1) Make sure Volume Controls indicate your input that is enabled is either Stereo Mix or WAV (this refers to the sound coming from the sound card, not the type of file played)- it depends on your sound card - certainly not CD input. For cassette or vinyl transfering, you may be using line-in. The settings here differ a lot from one sound card to another, you'll have to experiment a bit.
The Volume slider may have to be only around 3/4 of the way up.
2) Start dMC Auxiliary Input and make your settings for the output file that will capture the audio of the input file - I prefer to capture to wav first and convert later. Explore all these settings and use your intuition, that's the best I can say.
3) Start playing the input file in the player that supports it and hit the Stop button (do not close this player)

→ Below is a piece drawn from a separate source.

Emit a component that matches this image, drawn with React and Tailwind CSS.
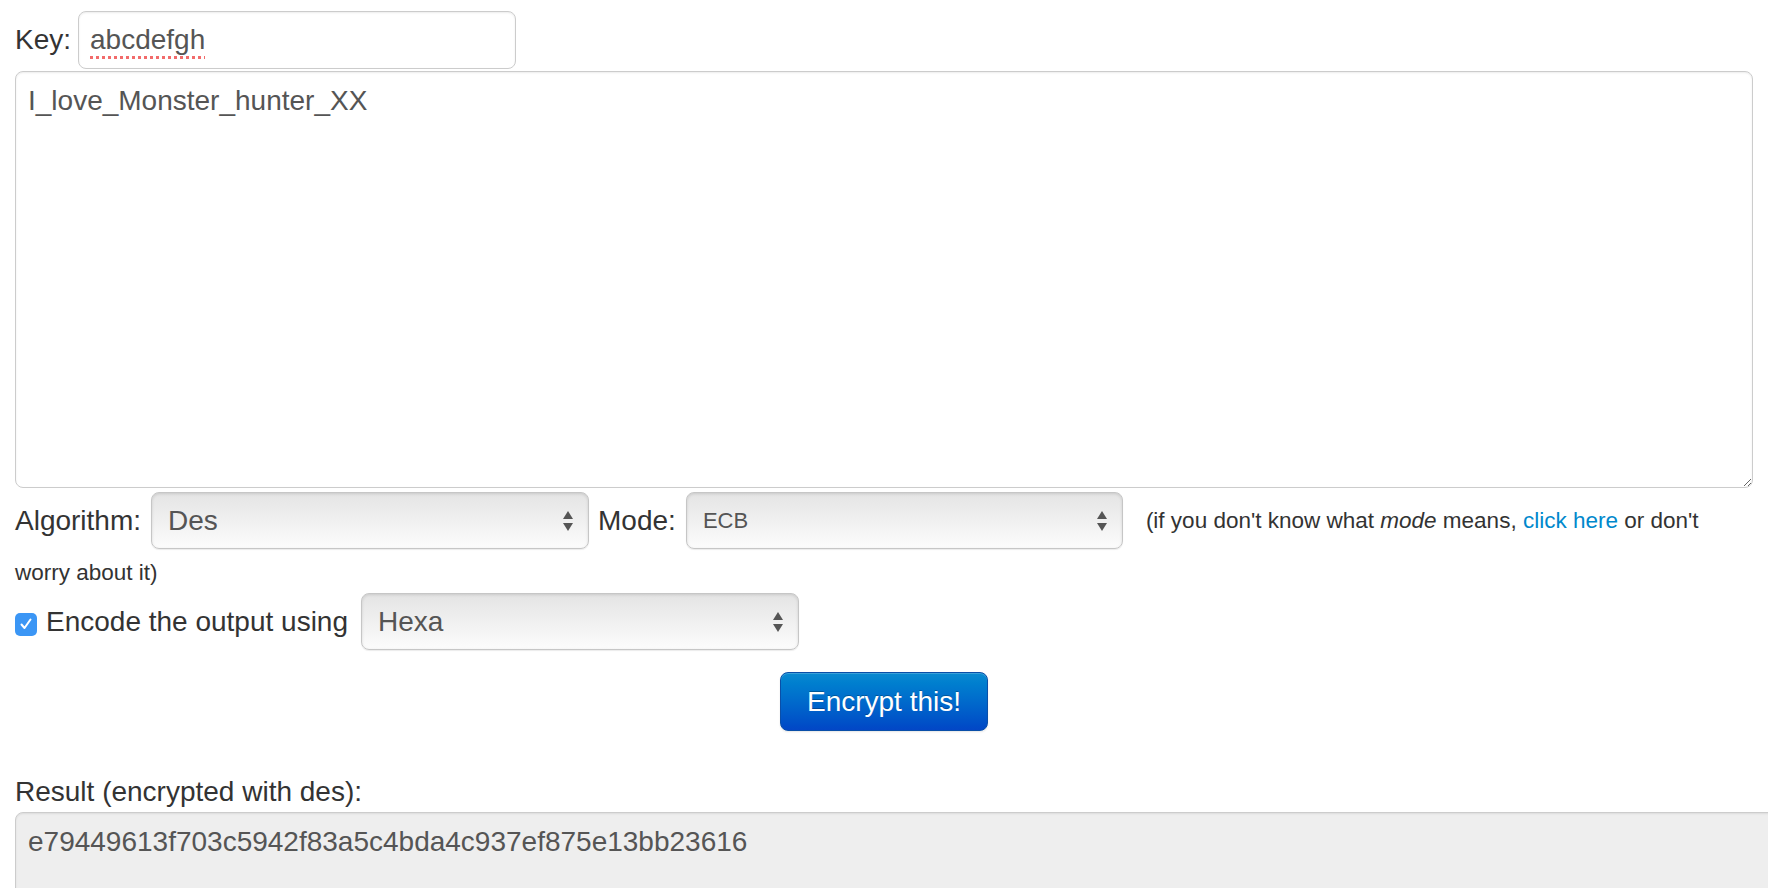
import React from "react";

const Arrows = () => (
  <svg width="12" height="24" viewBox="0 0 12 24" className="shrink-0">
    <path d="M6 2 L11 10 L1 10 Z" fill="#555" />
    <path d="M6 22 L11 14 L1 14 Z" fill="#555" />
  </svg>
);

const FakeSelect = ({ value, width, small }) => (
  <div
    className={`flex items-center justify-between h-[57px] ${width} rounded-[8px] border border-[#c6c6c6] bg-linear-to-b from-[#e4e4e4] to-[#fcfcfc] shadow-[inset_0_1px_3px_rgba(0,0,0,0.12),0_1px_1px_rgba(0,0,0,0.08)] pl-[16px] pr-[14px] text-[#555] shrink-0`}
  >
    <span className={small ? "text-[22px]" : "text-[28px]"}>{value}</span>
    <Arrows />
  </div>
);

export default function App() {
  return (
    <div className="w-full h-[888px] overflow-hidden bg-white text-[#333] font-['Liberation_Sans',Arial,sans-serif]">
      <div className="px-[15px] pt-[11px]">
        {/* KEY */}
        <div className="flex items-center gap-[7px]">
          <span className="text-[28px]">Key:</span>
          <div className="flex items-center w-[438px] h-[58px] rounded-[8px] border border-[#ccc] px-[11px] text-[28px] text-[#555] shadow-[inset_0_1px_2px_rgba(0,0,0,0.08)]">
            <span className="underline decoration-dotted decoration-[#f26b6b] decoration-[3px] underline-offset-[7px]">
              abcdefgh
            </span>
          </div>
        </div>

        {/* TEXT */}
        <textarea
          readOnly
          defaultValue="I_love_Monster_hunter_XX"
          className="mt-[2px] block w-full h-[417px] rounded-[8px] border border-[#ccc] px-[12px] pt-[9px] text-[28px] leading-[40px] text-[#555] outline-none shadow-[inset_0_1px_2px_rgba(0,0,0,0.08)] font-['Liberation_Sans',Arial,sans-serif]"
        />

        {/* ALGO / MODE */}
        <div className="mt-[4px] flex items-center">
          <span className="text-[28px] mr-[10px]">Algorithm:</span>
          <FakeSelect value="Des" width="w-[438px]" />
          <span className="text-[28px] ml-[9px] mr-[10px]">Mode:</span>
          <FakeSelect value="ECB" width="w-[437px]" small />
          <span className="ml-[23px] text-[22.5px] whitespace-nowrap">
            (if you don't know what <em>mode</em> means,{" "}
            <a href="#" className="text-[#0088cc]">
              click here
            </a>{" "}
            or don't
          </span>
        </div>
        <div className="mt-[4px] text-[22.5px] leading-[40px]">worry about it)</div>

        {/* ENCODE */}
        <div className="flex items-center">
          <div className="mt-[5px] w-[22px] h-[23px] rounded-[5px] bg-[#3b96f5] flex items-center justify-center shrink-0">
            <svg width="14" height="14" viewBox="0 0 14 14">
              <path d="M2.5 7.5 L5.5 11 L11.5 2.5" fill="none" stroke="#fff" strokeWidth="2" strokeLinecap="round" strokeLinejoin="round" />
            </svg>
          </div>
          <span className="ml-[9px] mr-[13px] text-[28px]">Encode the output using</span>
          <FakeSelect value="Hexa" width="w-[438px]" />
        </div>

        {/* BUTTON */}
        <div className="mt-[22px] flex justify-center">
          <button className="w-[208px] h-[59px] rounded-[8px] border border-[#0a4fa8] bg-linear-to-b from-[#0a8ad0] to-[#0346c6] text-white text-[28px] shadow-[inset_0_1px_0_rgba(255,255,255,0.2),0_1px_2px_rgba(0,0,0,0.1)] [text-shadow:0_-1px_0_rgba(0,0,0,0.25)]">
            Encrypt this!
          </button>
        </div>

        {/* RESULT */}
        <div className="mt-[41px] text-[28px] leading-[40px]">Result (encrypted with des):</div>
        <div className="w-[1800px] h-[110px] rounded-tl-[8px] border border-[#ccc] bg-[#eee] px-[12px] pt-[9px] text-[28px] leading-[40px] text-[#555] shadow-[inset_0_1px_2px_rgba(0,0,0,0.08)]">
          e79449613f703c5942f83a5c4bda4c937ef875e13bb23616
        </div>
      </div>
    </div>
  );
}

4) Go back to dMC Auxiliary Input and hit the record button.
5) Go back to the player and hit the Play button - if you look at the UV Meter in the dMC Recording window you should see it active and moving.
It should not get into the red zone - if it does, reduce the Volume in Recording Input controls (see step 1). You can test this too using the Test recording levels before actually recording.
6) When the song has finished playing, hit the Record button in dMC Auxiliary Input once again to stop recording. After a few seconds the wav file has been created, with the name and in the folder specified previously in the dMC settings.
7) Use dMC in the regular way to convert the wav file to mp3 or any other format you wish, unless you'd defined your output file other than wav (e.g. mp3) in the beginning.